Isaac Amon
Lecturer in Law

About Isaac Amon
Amon previously served as a Legal Fellow at the International Criminal Tribunal for the Former Yugoslavia in The Hague and later interned with the Missouri State Public Defender System. He subsequently served as Legislative Director for the Missouri Department of Corrections and as Legal Counsel to the Missouri Parole Board, including work on two death penalty cases. He later worked as an NGO legal analyst supporting investigations into ISIS atrocities in Iraq and Syria. In summer 2025, he was appointed a Fellow at the London Centre for the Study of Contemporary Antisemitism. These experiences shape his interdisciplinary approach, which integrates legal analysis, historical context, and questions of justice, accountability, and collective memory.

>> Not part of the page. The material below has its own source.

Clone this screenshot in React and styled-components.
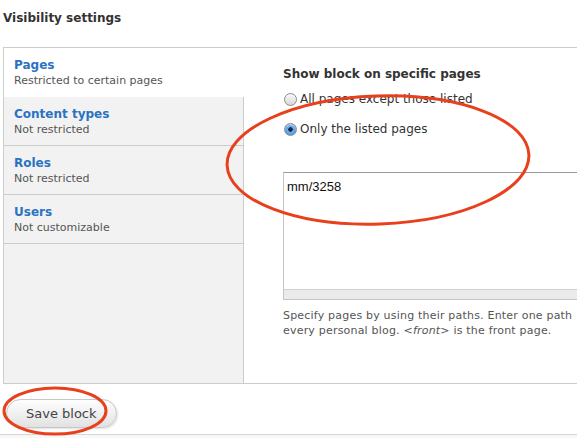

The grandson of Sephardic and Mizrahi Jews from Istanbul and Aleppo via Beirut, and of Ashkenazi Jews from Ukraine and pre–World War I America, Amon brings a multigenerational perspective to the study of law and the global Jewish experience.
He lectures widely at universities, law schools, Holocaust museums, and international conferences on subjects ranging from the Inquisition and the Constitution to antisemitism, the Holocaust, and the legacy of the Nuremberg Trials.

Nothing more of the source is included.